In 2008, the screenwriter Mark Boal sought an appointment with a retired special-forces operator. Boal was researching a movie about the fruitless search for Osama bin Laden in the caves of Tora Bora six years before, and he wanted insight into how U.S. forces gathered intelligence.
The agent agreed to meet, but under strict conditions. Boal would be kept in the dark about where the encounter would take place until just before, when he'd be given directions, via GPS, to what turned out to be a gas station. The meeting would be brief, and there would be no guarantee of an information exchange.
"I showed up and there's this guy by the pump wearing sunglasses," Boal recalled in an interview. "And the first thing he said was, 'Give me a good reason why I should talk to you.' And I'm like, 'Well, nice to meet you too, sir.'" Boal eventually cultivated other sources, acknowledging that as a Hollywood screenwriter it isn't always easy emulating Bob Woodward.'
The zigzag-y process that began at the gas station culminates in the groundbreaking "Zero Dark Thirty," Boal and director Kathryn Bigelow's searing dramatization of a different U.S. mission to target Bin Laden that ended successfully last year in Abbottabad, Pakistan.
When Sony Pictures releases the tense, dense movie on Dec. 19, "Zero Dark Thirty" likely will take its place alongside classics of war cinema such as "The Dirty Dozen," "Apocalypse Now" and "Saving Private Ryan" while simultaneously redefining the form.
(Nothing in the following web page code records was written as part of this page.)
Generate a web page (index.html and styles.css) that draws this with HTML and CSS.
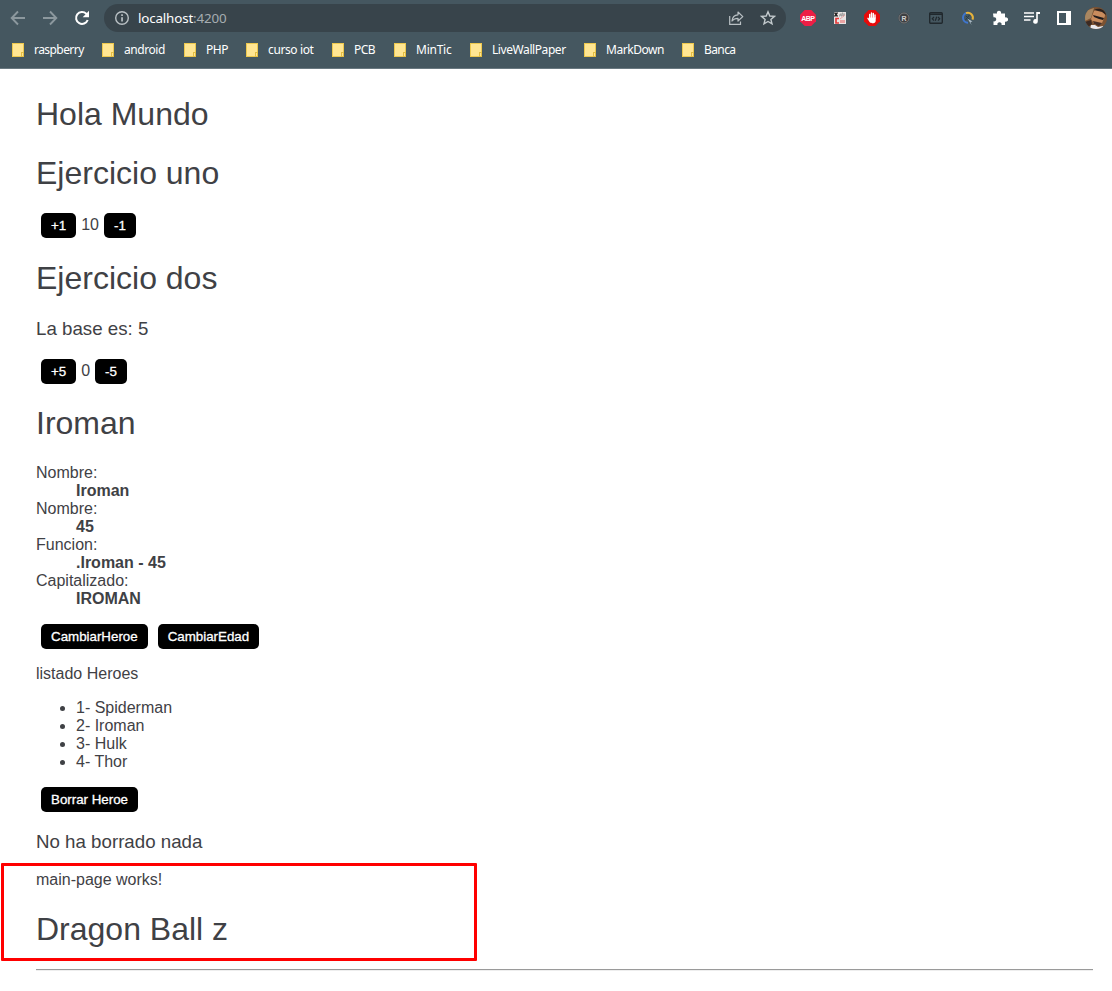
FILE: index.html
```html
<!DOCTYPE html>
<html lang="es">
<head>
<meta charset="utf-8">
<title>localhost:4200</title>
<link rel="stylesheet" href="styles.css">
</head>
<body>
<header class="browser">
  <div class="toolbar">
    <svg class="nav" viewBox="0 0 16 16"><path d="M15 8H2M8 1.5 1.7 8 8 14.500" fill="none" stroke="#8c989e" stroke-width="1.9"/></svg>
    <svg class="nav" viewBox="0 0 16 16"><path d="M1 8h13M8 1.500 14.300 8 8 14.500" fill="none" stroke="#8c989e" stroke-width="1.9"/></svg>
    <svg class="nav" viewBox="0 0 16 16"><path d="M13.700 10A6 6 0 1 1 12.300 3.700L14 5.400" fill="none" stroke="#fff" stroke-width="2"/><path d="M15 .8v6.400H8.700z" fill="#fff"/></svg>
    <div class="address">
      <svg class="info" viewBox="0 0 16 16"><circle cx="8" cy="8" r="6.300" fill="none" stroke="#b9c0c4" stroke-width="1.400"/><path d="M7.200 7.200h1.700v4.200H7.200zM7.200 4.300h1.700v1.700H7.200z" fill="#b9c0c4"/></svg>
      <span class="url">localhost<span class="port">:4200</span></span>
      <svg class="share" viewBox="0 0 16 16"><path d="M1.700 6v8.300h10.800V11.500" fill="none" stroke="#b9c0c4" stroke-width="1.200"/><path d="M4 11c.4-4 2.500-6 6-6.200V2l4.800 4.600L10 11V8.300C7.500 8.300 5.500 9 4 11z" fill="none" stroke="#b9c0c4" stroke-width="1.200" stroke-linejoin="round"/></svg>
      <svg class="star" viewBox="0 0 16 16"><path d="M8 1.800 9.800 6l4.600.4-3.500 3 1.100 4.500L8 11.500l-4 2.400 1.100-4.500-3.500-3L6.200 6z" fill="none" stroke="#c3cacd" stroke-width="1.400"/></svg>
    </div>
    <div class="extensions">
      <svg viewBox="0 0 16 16"><path d="M4.700 0h6.600L16 4.700v6.600L11.300 16H4.700L0 11.300V4.700z" fill="#ed1e45"/><text x="1.200" y="10.800" class="abp" textLength="13.600">ABP</text></svg>
      <svg viewBox="0 0 16 16"><path d="M2 2h12v12H2z" fill="#e8e4e4"/><path d="m2.500 2.500 3 4m0-4-3 4" stroke="#222" stroke-width="1.300"/><path d="M7 6h1V4h1v2h1V3h1v3h1V4h1" fill="none" stroke="#888" stroke-width=".7"/><path d="M7 8.500H4v4.500h3" fill="none" stroke="#e33b3b" stroke-width="1.700"/><path d="M8 10h5v3H8z" fill="#e9a2a2"/><path d="m8 9 5-4" stroke="#e9a2a2"/></svg>
      <svg viewBox="0 0 16 16"><path d="M4.700 0h6.600L16 4.700v6.600L11.300 16H4.700L0 11.300V4.700z" fill="#e60b0b"/><path d="M5.700 8V4.500M7.500 7.500V3M9.300 7.500v-4M11 8V5M6.500 12 4 8.300" stroke="#fff" stroke-width="1.400" stroke-linecap="round"/><path d="M5 7.500h6.700V11c0 1-1 2.300-2.500 2.300S6.500 13 5 10z" fill="#fff"/></svg>
      <svg viewBox="0 0 16 16"><circle cx="8" cy="8" r="5.700" fill="#3d3f41"/><circle cx="8" cy="8" r="5" fill="none" stroke="#77797b"/><text x="5.500" y="10.800" class="badge">R</text></svg>
      <svg viewBox="0 0 16 16"><rect x="1.700" y="2.700" width="12.600" height="10.600" rx="1" fill="none" stroke="#20282d" stroke-width="1.400"/><path d="M2 4.300h12" stroke="#20282d" stroke-width="1.400"/><path d="M6 7 4.300 8.800 6 10.500M10 7l1.700 1.800L10 10.500M8.700 6.700l-1.400 4" fill="none" stroke="#20282d" stroke-width="1.200"/></svg>
      <svg viewBox="0 0 16 16"><path d="M8 2.700A5 5 0 0 0 8 12.700" fill="none" stroke="#3e76cf" stroke-width="2"/><path d="M6 3.100a5 5 0 0 1 6.500 6.500" fill="none" stroke="#e7b33b" stroke-width="2"/><path d="m5.500 10 4-5M6 6l4 4" stroke="#263c4a"/><path d="m7.500 8.500 5 3-2 .5 1 3z" fill="#aebdc8"/></svg>
      <svg viewBox="0 0 16 16"><path d="M1 3.500h4A2.100 2.100 0 1 1 9 3.500h4v4a2.200 2.200 0 1 1 0 4V15H9.500a2.100 2.100 0 1 0-4 0H1.500v-3.700a2.100 2.100 0 1 0 0-4z" fill="#fff"/></svg>
      <svg viewBox="0 0 16 16"><path d="M0 3h10M0 6.500h10M0 10h6.500" stroke="#fff" stroke-width="1.700"/><path d="M12.200 2H16v2h-2.200v7.500a2.300 2.300 0 1 1-1.600-2.200z" fill="#fff"/></svg>
      <svg viewBox="0 0 16 16"><path fill="#fff" fill-rule="evenodd" d="M1 1h14v14H1zM3 3v10h7V3z"/></svg>
    </div>
    <svg class="avatar" viewBox="0 0 22 22"><defs><clipPath id="face"><circle cx="11" cy="11" r="11"/></clipPath></defs><g clip-path="url(#face)"><path d="M0 0h22v22H0z" fill="#7b5232"/><path d="M0 4 9 1 6 11 0 14z" fill="#a98761"/><path d="M9 4c5-4 11 0 11 5l-3 7-7 2-4-6z" fill="#c98c5d"/><path d="M9 3c5-3 12 0 12 5l-4-3z" fill="#2c211d"/><path d="m8 8 11 3-1 2-4-1-5-2z" fill="#211b1b"/><path d="m8 14 9 2-3 3-5-2z" fill="#46302a"/><path d="m5 22 1-4 4 0 3 2 5-1 1 3z" fill="#eaeaf0"/><path d="M0 15l6-2 1 4-4 3z" fill="#3b2a23"/></g></svg>
  </div>
  <nav class="bookmarks">
    <a class="mark w90"><i class="folder"></i><span class="raspberry">raspberry</span></a>
    <a class="mark w82"><i class="folder"></i><span class="android">android</span></a>
    <a class="mark w62"><i class="folder"></i><span class="php">PHP</span></a>
    <a class="mark w86"><i class="folder"></i><span class="curso">curso iot</span></a>
    <a class="mark w62"><i class="folder"></i><span class="pcb">PCB</span></a>
    <a class="mark w76"><i class="folder"></i><span class="mintic">MinTic</span></a>
    <a class="mark w114"><i class="folder"></i><span class="live">LiveWallPaper</span></a>
    <a class="mark w98"><i class="folder"></i><span class="markdown">MarkDown</span></a>
    <a class="mark"><i class="folder"></i><span class="banca">Banca</span></a>
  </nav>
</header>
<main class="page">
  <h1>Hola Mundo</h1>
  <h1>Ejercicio uno</h1>
  <div class="actions"><button>+1</button><span>10</span><button>-1</button></div>
  <h1>Ejercicio dos</h1>
  <h3 class="base">La base es: 5</h3>
  <div class="actions"><button>+5</button><span>0</span><button>-5</button></div>
  <h1>Iroman</h1>
  <dl>
    <dt>Nombre:</dt><dd>Iroman</dd>
    <dt>Nombre:</dt><dd>45</dd>
    <dt>Funcion:</dt><dd>.Iroman - 45</dd>
    <dt>Capitalizado:</dt><dd>IROMAN</dd>
  </dl>
  <div class="actions hero-actions"><button>CambiarHeroe</button><button>CambiarEdad</button></div>
  <p class="list-title">listado Heroes</p>
  <ul><li>1- Spiderman</li><li>2- Iroman</li><li>3- Hulk</li><li>4- Thor</li></ul>
  <div class="actions delete-action"><button>Borrar Heroe</button></div>
  <h3 class="status">No ha borrado nada</h3>
  <p class="works">main-page works!</p>
  <h1 class="dragon">Dragon Ball z</h1>
  <hr>
</main>
<div class="highlight"></div>
</body>
</html>
```
FILE: styles.css
```css
*, *::after { box-sizing: border-box; }
body {
  margin: 0;
  height: 991px;
  position: relative;
  overflow: hidden;
  background: #fff;
  color: #3f4145;
  font: 16px/18px "Liberation Sans", Arial, sans-serif;
}
svg { display: block; flex: none; }
.browser {
  height: 69px;
  background: #455760;
  border-bottom: 1px solid #697880;
  font-family: "Noto Sans", sans-serif;
}
.toolbar { display: flex; align-items: center; height: 36px; padding-left: 10px; }
.nav { width: 16px; height: 16px; margin-right: 16px; }
.address {
  display: flex;
  align-items: center;
  width: 682px;
  height: 28px;
  margin-left: -2px;
  padding: 0 10px;
  border-radius: 14px;
  background: #38444b;
}
.info { width: 16px; height: 16px; margin-right: 8px; }
.url { flex: 1; color: #fff; font-size: 13.4px; letter-spacing: -0.17px; }
.port { color: #a6adb1; }
.share { width: 16px; height: 16px; margin-right: 16px; }
.star { width: 16px; height: 16px; }
.extensions { display: flex; gap: 16px; margin-left: 14px; }
.extensions svg { width: 16px; height: 16px; }
.abp { fill: #fff; font: bold 7px "Liberation Sans", sans-serif; }
.badge { fill: #d0d0d0; font: bold 7px "Liberation Sans", sans-serif; }
.avatar { width: 22px; height: 22px; margin-left: 13px; }
.bookmarks { display: flex; height: 28px; padding-left: 12px; align-items: center; }
.mark { display: flex; align-items: center; gap: 10px; color: #fff; font-size: 12px; white-space: nowrap; }
.w62 { width: 62px; }
.w76 { width: 76px; }
.w82 { width: 82px; }
.w86 { width: 86px; }
.w90 { width: 90px; }
.w98 { width: 98px; }
.w114 { width: 114px; }
.folder {
  position: relative;
  width: 12px;
  height: 14px;
  border: 1px solid #edc84e;
  background: #ffe592;
}
.folder::after {
  content: "";
  position: absolute;
  right: -1px;
  bottom: -1px;
  width: 3px;
  height: 5px;
  border: 1px solid #e4bd43;
  background: #ffe592;
}
.raspberry { letter-spacing: -0.56px; }
.android { letter-spacing: -0.44px; }
.php { letter-spacing: -0.4px; }
.curso { letter-spacing: -0.38px; }
.pcb { letter-spacing: -0.5px; }
.mintic { letter-spacing: -0.25px; }
.live { letter-spacing: -0.42px; }
.markdown { letter-spacing: -0.45px; }
.banca { letter-spacing: -0.6px; }
.page { padding: 27px 19px 0 36px; }
h1 { margin: 0 0 21px; font-size: 32px; line-height: 37px; font-weight: 400; }
h1:first-child { margin-bottom: 22px; }
h3 { margin: 0; font-size: 18.72px; line-height: 21px; font-weight: 400; }
.base { margin-bottom: 20px; }
.actions { display: flex; height: 25px; margin-bottom: 22px; }
.base + .actions { margin-bottom: 21px; }
.actions span { line-height: 24px; }
button {
  height: 25px;
  margin: 0 5px;
  padding: 5px 10px;
  border: 0;
  border-radius: 5px;
  background: #000;
  color: #fff;
  font: 13.333px/15px "Liberation Sans", Arial, sans-serif;
  -webkit-text-stroke: 0.3px #fff;
}
dl { margin: 22px 0 16px; }
dd { margin-left: 40px; font-weight: 700; }
.hero-actions { margin-bottom: 16px; }
p { margin: 0; }
.list-title { margin-bottom: 16px; }
ul { margin: 0 0 16px; padding-left: 40px; }
.delete-action { margin-bottom: 19px; }
.status { margin-bottom: 19px; }
.works { margin-bottom: 22px; }
hr { height: 2px; margin: 0; border: 0; border-top: 1px solid #9a9a9a; background: #eee; }
.highlight {
  position: absolute;
  left: 1px;
  top: 863px;
  width: 476px;
  height: 98px;
  border: 3px solid #f00;
  border-radius: 1px;
}
```
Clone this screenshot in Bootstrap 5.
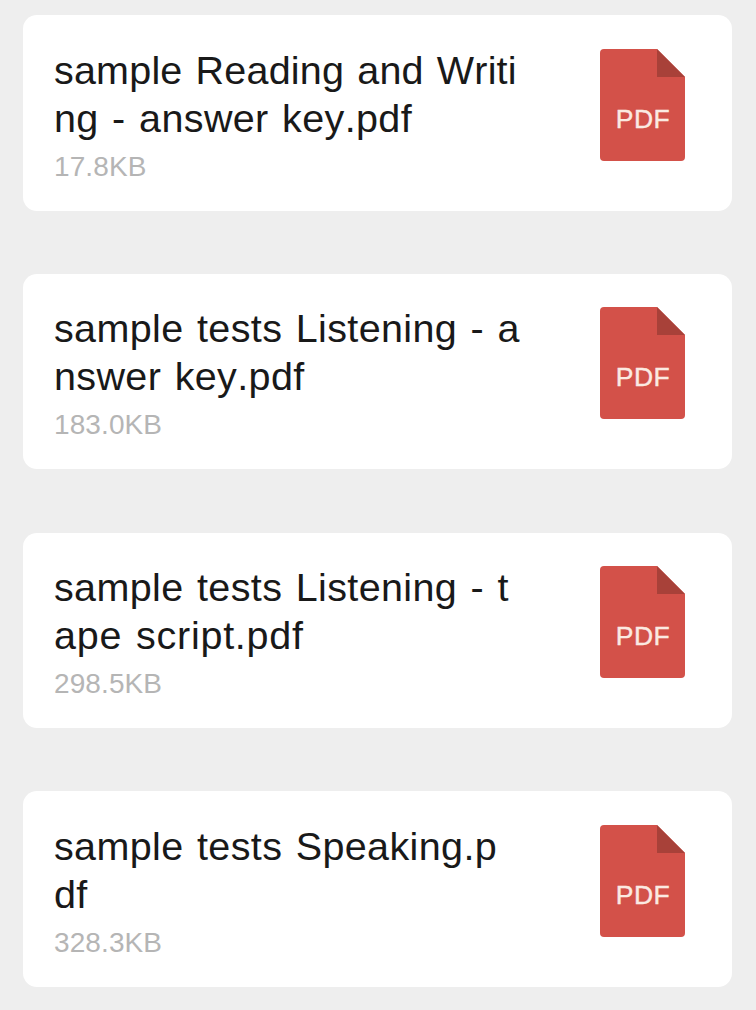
<!DOCTYPE html>
<html lang="en">
<head>
<meta charset="utf-8">
<meta name="viewport" content="width=device-width, initial-scale=1">
<title>Files</title>
<link href="https://cdn.jsdelivr.net/npm/bootstrap@5.3.0/dist/css/bootstrap.min.css" rel="stylesheet">
<style>
body{background:#eee;font-family:"Liberation Sans",Arial,sans-serif;height:1010px;overflow:hidden}
.file-list{padding:15px 24px 0 23px}
.file-card{height:196px;border-radius:14px;padding:31px 47px 0 31px;background:#fff;margin-bottom:63px}
.file-card.compact{height:195px;padding-top:30px}
.file-card.spaced{margin-bottom:64px}
.file-name{font-size:39.5px;line-height:48px;color:#191919;white-space:nowrap;font-kerning:none;letter-spacing:.37px;word-spacing:2.1px}
.file-name span{display:block;width:max-content}
.file-name .track-tight{letter-spacing:.2px;word-spacing:1.9px}
.file-name .track-wide{letter-spacing:.75px}
.file-size{font-size:28px;line-height:32px;color:#b5b5b5;margin-top:9px;letter-spacing:.1px}
.pdf-icon{width:85px;height:112px;margin-top:3px}
</style>
</head>
<body>
<svg class="d-none" aria-hidden="true"><symbol id="pdf" viewBox="0 0 85 112"><path fill="#d35149" d="M4 0H57L85 28V108Q85 112 81 112H4Q0 112 0 108V4Q0 0 4 0Z"/><path fill="#a84139" d="M57 0L85 28H57Z"/><text x="15.8" y="79" font-size="26.5" fill="#fbeae2" stroke="#fbeae2" stroke-width=".4" textLength="54">PDF</text></symbol></svg>
<main class="file-list d-flex flex-column">
<article class="file-card d-flex justify-content-between align-items-start"><div><div class="file-name"><span class="track-tight">sample Reading and Writi</span><span>ng - answer key.pdf</span></div><div class="file-size">17.8KB</div></div><svg class="pdf-icon flex-shrink-0"><use href="#pdf"/></svg></article>
<article class="file-card compact spaced d-flex justify-content-between align-items-start"><div><div class="file-name"><span>sample tests Listening - a</span><span>nswer key.pdf</span></div><div class="file-size">183.0KB</div></div><svg class="pdf-icon flex-shrink-0"><use href="#pdf"/></svg></article>
<article class="file-card compact d-flex justify-content-between align-items-start"><div><div class="file-name"><span>sample tests Listening - t</span><span class="track-wide">ape script.pdf</span></div><div class="file-size">298.5KB</div></div><svg class="pdf-icon flex-shrink-0"><use href="#pdf"/></svg></article>
<article class="file-card d-flex justify-content-between align-items-start"><div><div class="file-name"><span>sample tests Speaking.p</span><span>df</span></div><div class="file-size">328.3KB</div></div><svg class="pdf-icon flex-shrink-0"><use href="#pdf"/></svg></article>
</main>
<script src="https://cdn.jsdelivr.net/npm/bootstrap@5.3.0/dist/js/bootstrap.bundle.min.js"></script>
</body>
</html>
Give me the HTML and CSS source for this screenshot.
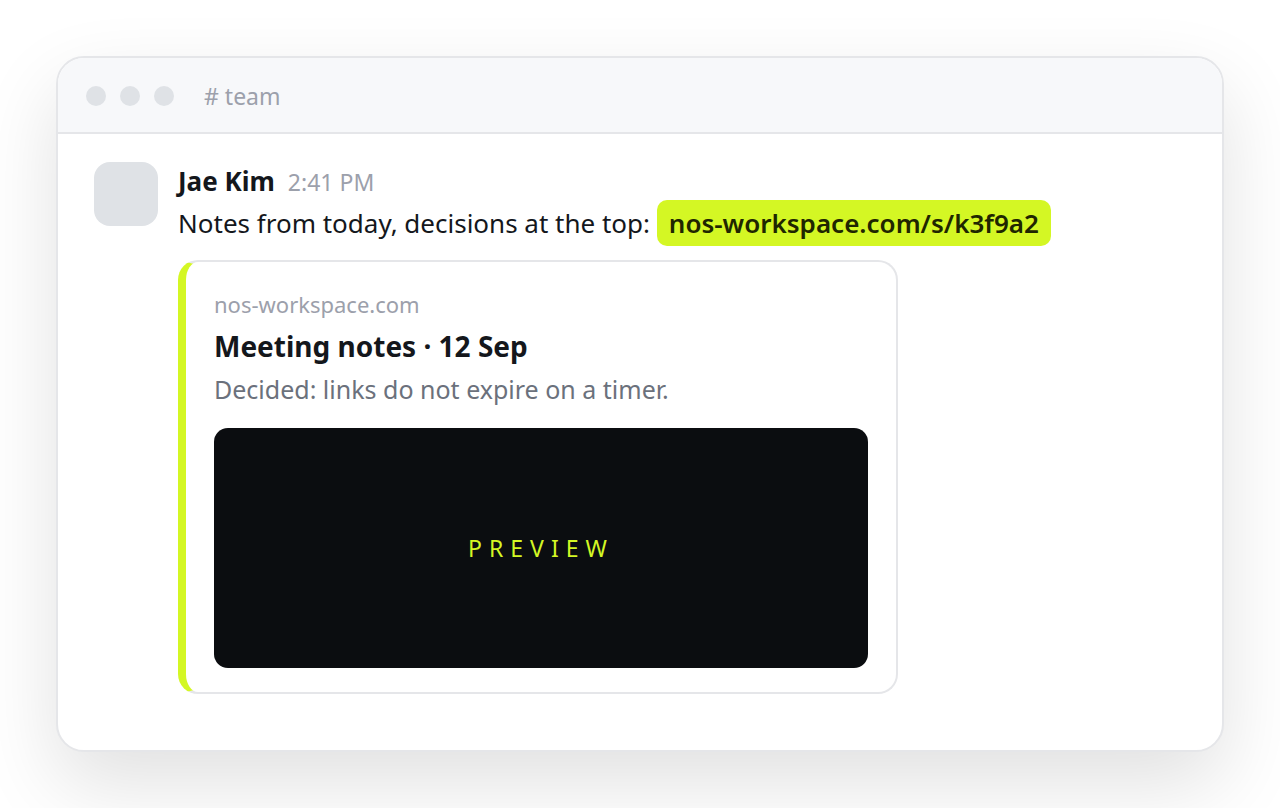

Few Hollywood action thrillers have contained so many documentary-style aspirations to truth and urgency — and so quickly after an epochal event, to boot.
And never before has a stone-cold-serious American war drama featured a woman both behind the camera and at its center.
"Zero Dark Thirty," in other words, could well stand at the vanguard of a new genre: the viscerally human but post-feminist (and post-political) war film.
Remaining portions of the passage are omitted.